On Monday, the government relaxed the social distancing rules as part of a broader plan to gradually lift the virus restrictions by the end of February.
South Korea reported 1,686 new COVID-19 cases, including 1,666 local infections, raising the total caseload to 366,386, the Korea Disease Control and Prevention Agency (KDCA) said.
The daily caseload fell below the 2,000 level after reporting more than 2,000 cases in the past four days.
Daily virus caseloads tend to decrease on weekends and holidays.
As of 9 p.m. Monday, the country reported 1,323 new cases. The number excludes infection cases in the southern port city of Busan, which decided not to release real-time coronavirus cases starting Monday.
Cases are counted until midnight and announced the following morning.
Health authorities remain on high alert as there might be cluster infections following the Halloween weekend. Seoul’s downtown areas were crowded with larger-than-usual numbers of people celebrating the annual Western holiday.
The death toll rose by nine to 2,858 on Monday. The fatality rate stood at 0.78 percent.

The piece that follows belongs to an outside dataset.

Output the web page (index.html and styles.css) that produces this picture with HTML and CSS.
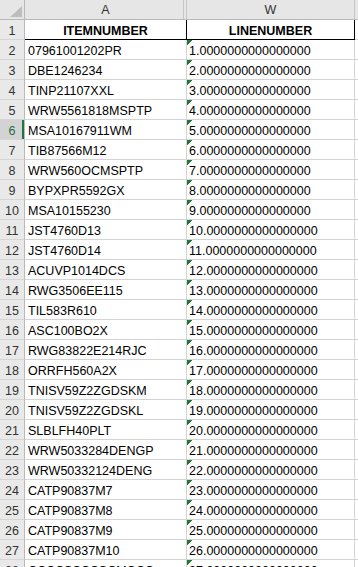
FILE: index.html
```html
<!DOCTYPE html>
<html>
<head>
<meta charset="utf-8">
<link rel="stylesheet" href="styles.css">
</head>
<body>
<div class="sheet">
  <div class="corner"><svg width="24" height="19" viewBox="0 0 24 19"><polygon points="22,6 22,17 10,17" fill="#bdbdbd"/></svg></div>
  <div class="ch ch-a">A</div>
  <div class="ch">W</div>
  <div class="ch ch-x"></div>

  <div class="rh">1</div><div class="c hd hd-a">ITEMNUMBER</div><div class="c hd hd-w">LINENUMBER</div><div class="c x"></div>
  <div class="rh">2</div><div class="c">07961001202PR</div><div class="c w">1.0000000000000000</div><div class="c x"></div>
  <div class="rh">3</div><div class="c">DBE1246234</div><div class="c w">2.0000000000000000</div><div class="c x"></div>
  <div class="rh">4</div><div class="c">TINP21107XXL</div><div class="c w">3.0000000000000000</div><div class="c x"></div>
  <div class="rh">5</div><div class="c">WRW5561818MSPTP</div><div class="c w">4.0000000000000000</div><div class="c x"></div>
  <div class="rh sel">6</div><div class="c">MSA10167911WM</div><div class="c w">5.0000000000000000</div><div class="c x"></div>
  <div class="rh">7</div><div class="c">TIB87566M12</div><div class="c w">6.0000000000000000</div><div class="c x"></div>
  <div class="rh">8</div><div class="c">WRW560OCMSPTP</div><div class="c w">7.0000000000000000</div><div class="c x"></div>
  <div class="rh">9</div><div class="c">BYPXPR5592GX</div><div class="c w">8.0000000000000000</div><div class="c x"></div>
  <div class="rh">10</div><div class="c">MSA10155230</div><div class="c w">9.0000000000000000</div><div class="c x"></div>
  <div class="rh">11</div><div class="c">JST4760D13</div><div class="c w">10.0000000000000000</div><div class="c x"></div>
  <div class="rh">12</div><div class="c">JST4760D14</div><div class="c w">11.0000000000000000</div><div class="c x"></div>
  <div class="rh">13</div><div class="c">ACUVP1014DCS</div><div class="c w">12.0000000000000000</div><div class="c x"></div>
  <div class="rh">14</div><div class="c">RWG3506EE115</div><div class="c w">13.0000000000000000</div><div class="c x"></div>
  <div class="rh">15</div><div class="c">TIL583R610</div><div class="c w">14.0000000000000000</div><div class="c x"></div>
  <div class="rh">16</div><div class="c">ASC100BO2X</div><div class="c w">15.0000000000000000</div><div class="c x"></div>
  <div class="rh">17</div><div class="c">RWG83822E214RJC</div><div class="c w">16.0000000000000000</div><div class="c x"></div>
  <div class="rh">18</div><div class="c">ORRFH560A2X</div><div class="c w">17.0000000000000000</div><div class="c x"></div>
  <div class="rh">19</div><div class="c">TNISV59Z2ZGDSKM</div><div class="c w">18.0000000000000000</div><div class="c x"></div>
  <div class="rh">20</div><div class="c">TNISV59Z2ZGDSKL</div><div class="c w">19.0000000000000000</div><div class="c x"></div>
  <div class="rh">21</div><div class="c">SLBLFH40PLT</div><div class="c w">20.0000000000000000</div><div class="c x"></div>
  <div class="rh">22</div><div class="c">WRW5033284DENGP</div><div class="c w">21.0000000000000000</div><div class="c x"></div>
  <div class="rh">23</div><div class="c">WRW50332124DENG</div><div class="c w">22.0000000000000000</div><div class="c x"></div>
  <div class="rh">24</div><div class="c">CATP90837M7</div><div class="c w">23.0000000000000000</div><div class="c x"></div>
  <div class="rh">25</div><div class="c">CATP90837M8</div><div class="c w">24.0000000000000000</div><div class="c x"></div>
  <div class="rh">26</div><div class="c">CATP90837M9</div><div class="c w">25.0000000000000000</div><div class="c x"></div>
  <div class="rh">27</div><div class="c">CATP90837M10</div><div class="c w">26.0000000000000000</div><div class="c x"></div>
  <div class="rh">28</div><div class="c">CCCCSSCCSCMCCC</div><div class="c w">27.0000000000000000</div><div class="c x"></div>
</div>
</body>
</html>
```

FILE: styles.css
```css
html, body {
  margin: 0;
  padding: 0;
  background: #ffffff;
  overflow: hidden;
}

.sheet {
  display: grid;
  grid-template-columns: 25px 162px 168px 1fr;
  grid-template-rows: 20px repeat(28, 20px);
  width: 358px;
  height: 567px;
  overflow: hidden;
  font-family: "Liberation Sans", Arial, sans-serif;
  font-size: 12.5px;
  line-height: 14px;
  color: #000;
}

.sheet > div {
  box-sizing: border-box;
  white-space: nowrap;
  overflow: hidden;
}

.corner {
  background: #e6e6e6;
  border-right: 1px solid #b9b9b9;
  border-bottom: 1px solid #b9b9b9;
}

.corner svg {
  display: block;
}

.ch {
  background: #e6e6e6;
  border-right: 1px solid #c6c6c6;
  border-bottom: 1px solid #b9b9b9;
  color: #333;
  display: flex;
  align-items: center;
  justify-content: center;
  padding-top: 1px;
}

.ch-a {
  background: linear-gradient(to left, transparent 2px, #c6c6c6 2px, #c6c6c6 3px, transparent 3px), #e6e6e6;
}

.ch-x {
  border-right: none;
}

.rh {
  background: #e9e9e9;
  border-right: 1px solid #b9b9b9;
  border-bottom: 1px solid #d6d6d6;
  color: #333;
  display: flex;
  align-items: flex-end;
  justify-content: center;
  padding-bottom: 1px;
}

.rh.sel {
  background: #d3d3d3;
  color: #1e6e42;
  box-shadow: inset -2px 0 0 #217346;
}

.c {
  border-right: 1px solid #d4d4d4;
  border-bottom: 1px solid #d4d4d4;
  display: flex;
  align-items: flex-end;
  padding: 0 0 1px 3px;
}

.c.x {
  border-right: none;
  padding: 0;
}

.c.hd {
  font-weight: bold;
  justify-content: center;
  padding-left: 0;
  border-bottom-color: #000;
  border-right-color: #000;
}

.c.w {
  padding-left: 2px;
  background: linear-gradient(135deg, #1e7a36 0, #1e7a36 3.6px, transparent 3.6px) no-repeat 0 0 / 6px 6px;
}
```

Of the locally transmitted cases, Seoul had 639 cases, with the surrounding Gyeonggi Province logging 560 cases and Incheon, west of Seoul, 127 cases.
Twenty cases came from overseas, putting the cumulative total at 15,113. Cases from Asian countries except for China stood at 10, with cases from Europe at eight, one from the United States and one from Egypt.
Under the first of the three-phase scheme, people are allowed to gather in groups of up to 10, regardless of vaccination. Basic preventive measures like wearing masks indoors will stay in effect.
Operation hour curfews for businesses that cover restaurants, cafes and movie theaters are fully lifted, except for night entertainment facilities.
But high-risk facilities, such as bars and nightclubs, are required to introduce the “vaccine pass” system under which visitors have to show a vaccination certificate or negative test result.
About 41.14 million people, or 80.1 percent of the country’s 52 million population, have received their first COVID-19 vaccine shots. The number of fully vaccinated people came to 38.68 million, or 75.3 percent, KDCA said.
Beginning Monday, health authorities started inoculating people aged between 12 and 15 with the Pfizer vaccine, as well as booster shots for those who are aged 18 and older who suffer lower immune functions, including acute leukemia and the human immunodeficiency virus.